*EXERCISE BRIEF*.
Quote all lines below exactly. Images stay out.

[DATASET EXTRACT start]

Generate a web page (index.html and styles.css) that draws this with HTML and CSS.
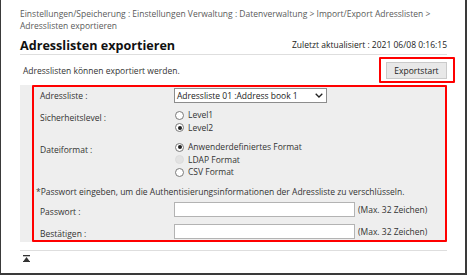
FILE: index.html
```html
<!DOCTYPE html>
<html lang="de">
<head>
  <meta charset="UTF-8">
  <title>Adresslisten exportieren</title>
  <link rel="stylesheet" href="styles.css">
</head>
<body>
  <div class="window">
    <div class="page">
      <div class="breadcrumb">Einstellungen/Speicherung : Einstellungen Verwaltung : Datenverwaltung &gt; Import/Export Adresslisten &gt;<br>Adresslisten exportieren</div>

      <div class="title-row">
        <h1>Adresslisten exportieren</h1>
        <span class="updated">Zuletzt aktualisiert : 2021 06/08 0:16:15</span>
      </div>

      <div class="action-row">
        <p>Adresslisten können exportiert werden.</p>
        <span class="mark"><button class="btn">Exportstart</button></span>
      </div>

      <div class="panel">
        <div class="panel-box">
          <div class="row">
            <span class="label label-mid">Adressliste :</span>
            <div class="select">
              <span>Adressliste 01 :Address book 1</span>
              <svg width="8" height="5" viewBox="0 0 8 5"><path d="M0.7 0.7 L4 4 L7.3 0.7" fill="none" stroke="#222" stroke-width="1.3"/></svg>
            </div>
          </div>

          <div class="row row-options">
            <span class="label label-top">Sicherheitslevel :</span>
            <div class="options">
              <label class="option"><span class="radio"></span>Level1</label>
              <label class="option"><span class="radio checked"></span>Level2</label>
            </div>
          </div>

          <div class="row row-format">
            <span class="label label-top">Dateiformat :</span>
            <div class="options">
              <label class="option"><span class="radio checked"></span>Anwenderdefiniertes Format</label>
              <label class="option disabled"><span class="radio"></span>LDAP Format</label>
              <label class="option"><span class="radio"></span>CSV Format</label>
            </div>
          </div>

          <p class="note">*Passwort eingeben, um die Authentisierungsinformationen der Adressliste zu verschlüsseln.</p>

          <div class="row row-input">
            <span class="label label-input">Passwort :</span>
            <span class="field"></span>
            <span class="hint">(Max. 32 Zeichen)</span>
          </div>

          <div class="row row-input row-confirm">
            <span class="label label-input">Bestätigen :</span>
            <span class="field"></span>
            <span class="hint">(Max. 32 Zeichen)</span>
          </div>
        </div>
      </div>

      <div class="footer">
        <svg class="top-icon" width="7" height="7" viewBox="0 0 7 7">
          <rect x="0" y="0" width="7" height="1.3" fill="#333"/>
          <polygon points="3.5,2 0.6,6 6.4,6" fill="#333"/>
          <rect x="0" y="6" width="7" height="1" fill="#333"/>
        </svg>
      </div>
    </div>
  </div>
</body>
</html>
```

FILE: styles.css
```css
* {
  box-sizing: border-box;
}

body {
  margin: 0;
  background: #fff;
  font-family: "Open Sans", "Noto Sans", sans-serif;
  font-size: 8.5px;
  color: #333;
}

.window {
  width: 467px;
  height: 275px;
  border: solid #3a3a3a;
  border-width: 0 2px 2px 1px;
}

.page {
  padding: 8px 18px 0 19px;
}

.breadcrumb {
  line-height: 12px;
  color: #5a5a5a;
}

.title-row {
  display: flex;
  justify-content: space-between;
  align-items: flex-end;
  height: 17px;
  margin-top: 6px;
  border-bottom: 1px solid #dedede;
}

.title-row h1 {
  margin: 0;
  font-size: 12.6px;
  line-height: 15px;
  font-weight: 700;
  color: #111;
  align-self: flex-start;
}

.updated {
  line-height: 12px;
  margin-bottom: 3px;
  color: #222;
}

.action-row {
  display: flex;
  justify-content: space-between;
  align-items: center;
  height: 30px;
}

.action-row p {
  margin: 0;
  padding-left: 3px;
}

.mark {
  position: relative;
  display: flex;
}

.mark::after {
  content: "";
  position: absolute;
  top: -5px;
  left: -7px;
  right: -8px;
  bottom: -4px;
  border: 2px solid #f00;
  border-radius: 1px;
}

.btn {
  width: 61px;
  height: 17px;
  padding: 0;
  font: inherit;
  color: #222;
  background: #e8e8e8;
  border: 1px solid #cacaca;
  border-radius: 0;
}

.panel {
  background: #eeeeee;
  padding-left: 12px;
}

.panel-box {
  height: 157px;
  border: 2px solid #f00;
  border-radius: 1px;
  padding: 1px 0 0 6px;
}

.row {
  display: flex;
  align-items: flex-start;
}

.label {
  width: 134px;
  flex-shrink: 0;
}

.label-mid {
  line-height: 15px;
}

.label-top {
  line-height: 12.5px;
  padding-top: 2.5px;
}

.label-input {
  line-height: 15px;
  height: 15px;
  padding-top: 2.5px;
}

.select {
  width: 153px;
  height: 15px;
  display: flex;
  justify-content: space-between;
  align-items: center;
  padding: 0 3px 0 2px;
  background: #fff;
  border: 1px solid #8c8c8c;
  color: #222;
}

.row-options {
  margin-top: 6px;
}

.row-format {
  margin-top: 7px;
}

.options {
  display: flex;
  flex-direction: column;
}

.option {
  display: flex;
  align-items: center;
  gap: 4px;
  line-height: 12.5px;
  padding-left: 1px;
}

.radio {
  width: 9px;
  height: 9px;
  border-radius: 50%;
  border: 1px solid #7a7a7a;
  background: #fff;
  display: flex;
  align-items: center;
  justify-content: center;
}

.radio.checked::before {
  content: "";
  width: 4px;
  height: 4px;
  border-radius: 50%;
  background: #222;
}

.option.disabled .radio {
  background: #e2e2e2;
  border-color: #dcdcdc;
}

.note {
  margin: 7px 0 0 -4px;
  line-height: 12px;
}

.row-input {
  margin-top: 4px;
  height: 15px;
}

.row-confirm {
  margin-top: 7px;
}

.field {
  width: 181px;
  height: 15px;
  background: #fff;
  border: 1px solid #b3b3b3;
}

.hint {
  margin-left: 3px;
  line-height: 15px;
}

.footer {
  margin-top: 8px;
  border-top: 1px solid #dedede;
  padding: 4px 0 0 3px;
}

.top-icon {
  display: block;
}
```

[DATASET EXTRACT end]

*EXERCISE ANSWER*.
Generate a web page (index.html and styles.css) that draws this with HTML and CSS.
FILE: index.html
```html
<!DOCTYPE html>
<html lang="de">
<head>
  <meta charset="UTF-8">
  <title>Adresslisten exportieren</title>
  <link rel="stylesheet" href="styles.css">
</head>
<body>
  <div class="window">
    <div class="page">
      <div class="breadcrumb">Einstellungen/Speicherung : Einstellungen Verwaltung : Datenverwaltung &gt; Import/Export Adresslisten &gt;<br>Adresslisten exportieren</div>

      <div class="title-row">
        <h1>Adresslisten exportieren</h1>
        <span class="updated">Zuletzt aktualisiert : 2021 06/08 0:16:15</span>
      </div>

      <div class="action-row">
        <p>Adresslisten können exportiert werden.</p>
        <span class="mark"><button class="btn">Exportstart</button></span>
      </div>

      <div class="panel">
        <div class="panel-box">
          <div class="row">
            <span class="label label-mid">Adressliste :</span>
            <div class="select">
              <span>Adressliste 01 :Address book 1</span>
              <svg width="8" height="5" viewBox="0 0 8 5"><path d="M0.7 0.7 L4 4 L7.3 0.7" fill="none" stroke="#222" stroke-width="1.3"/></svg>
            </div>
          </div>

          <div class="row row-options">
            <span class="label label-top">Sicherheitslevel :</span>
            <div class="options">
              <label class="option"><span class="radio"></span>Level1</label>
              <label class="option"><span class="radio checked"></span>Level2</label>
            </div>
          </div>

          <div class="row row-format">
            <span class="label label-top">Dateiformat :</span>
            <div class="options">
              <label class="option"><span class="radio checked"></span>Anwenderdefiniertes Format</label>
              <label class="option disabled"><span class="radio"></span>LDAP Format</label>
              <label class="option"><span class="radio"></span>CSV Format</label>
            </div>
          </div>

          <p class="note">*Passwort eingeben, um die Authentisierungsinformationen der Adressliste zu verschlüsseln.</p>

          <div class="row row-input">
            <span class="label label-input">Passwort :</span>
            <span class="field"></span>
            <span class="hint">(Max. 32 Zeichen)</span>
          </div>

          <div class="row row-input row-confirm">
            <span class="label label-input">Bestätigen :</span>
            <span class="field"></span>
            <span class="hint">(Max. 32 Zeichen)</span>
          </div>
        </div>
      </div>

      <div class="footer">
        <svg class="top-icon" width="7" height="7" viewBox="0 0 7 7">
          <rect x="0" y="0" width="7" height="1.3" fill="#333"/>
          <polygon points="3.5,2 0.6,6 6.4,6" fill="#333"/>
          <rect x="0" y="6" width="7" height="1" fill="#333"/>
        </svg>
      </div>
    </div>
  </div>
</body>
</html>
```

FILE: styles.css
```css
* {
  box-sizing: border-box;
}

body {
  margin: 0;
  background: #fff;
  font-family: "Open Sans", "Noto Sans", sans-serif;
  font-size: 8.5px;
  color: #333;
}

.window {
  width: 467px;
  height: 275px;
  border: solid #3a3a3a;
  border-width: 0 2px 2px 1px;
}

.page {
  padding: 8px 18px 0 19px;
}

.breadcrumb {
  line-height: 12px;
  color: #5a5a5a;
}

.title-row {
  display: flex;
  justify-content: space-between;
  align-items: flex-end;
  height: 17px;
  margin-top: 6px;
  border-bottom: 1px solid #dedede;
}

.title-row h1 {
  margin: 0;
  font-size: 12.6px;
  line-height: 15px;
  font-weight: 700;
  color: #111;
  align-self: flex-start;
}

.updated {
  line-height: 12px;
  margin-bottom: 3px;
  color: #222;
}

.action-row {
  display: flex;
  justify-content: space-between;
  align-items: center;
  height: 30px;
}

.action-row p {
  margin: 0;
  padding-left: 3px;
}

.mark {
  position: relative;
  display: flex;
}

.mark::after {
  content: "";
  position: absolute;
  top: -5px;
  left: -7px;
  right: -8px;
  bottom: -4px;
  border: 2px solid #f00;
  border-radius: 1px;
}

.btn {
  width: 61px;
  height: 17px;
  padding: 0;
  font: inherit;
  color: #222;
  background: #e8e8e8;
  border: 1px solid #cacaca;
  border-radius: 0;
}

.panel {
  background: #eeeeee;
  padding-left: 12px;
}

.panel-box {
  height: 157px;
  border: 2px solid #f00;
  border-radius: 1px;
  padding: 1px 0 0 6px;
}

.row {
  display: flex;
  align-items: flex-start;
}

.label {
  width: 134px;
  flex-shrink: 0;
}

.label-mid {
  line-height: 15px;
}

.label-top {
  line-height: 12.5px;
  padding-top: 2.5px;
}

.label-input {
  line-height: 15px;
  height: 15px;
  padding-top: 2.5px;
}

.select {
  width: 153px;
  height: 15px;
  display: flex;
  justify-content: space-between;
  align-items: center;
  padding: 0 3px 0 2px;
  background: #fff;
  border: 1px solid #8c8c8c;
  color: #222;
}

.row-options {
  margin-top: 6px;
}

.row-format {
  margin-top: 7px;
}

.options {
  display: flex;
  flex-direction: column;
}

.option {
  display: flex;
  align-items: center;
  gap: 4px;
  line-height: 12.5px;
  padding-left: 1px;
}

.radio {
  width: 9px;
  height: 9px;
  border-radius: 50%;
  border: 1px solid #7a7a7a;
  background: #fff;
  display: flex;
  align-items: center;
  justify-content: center;
}

.radio.checked::before {
  content: "";
  width: 4px;
  height: 4px;
  border-radius: 50%;
  background: #222;
}

.option.disabled .radio {
  background: #e2e2e2;
  border-color: #dcdcdc;
}

.note {
  margin: 7px 0 0 -4px;
  line-height: 12px;
}

.row-input {
  margin-top: 4px;
  height: 15px;
}

.row-confirm {
  margin-top: 7px;
}

.field {
  width: 181px;
  height: 15px;
  background: #fff;
  border: 1px solid #b3b3b3;
}

.hint {
  margin-left: 3px;
  line-height: 15px;
}

.footer {
  margin-top: 8px;
  border-top: 1px solid #dedede;
  padding: 4px 0 0 3px;
}

.top-icon {
  display: block;
}
```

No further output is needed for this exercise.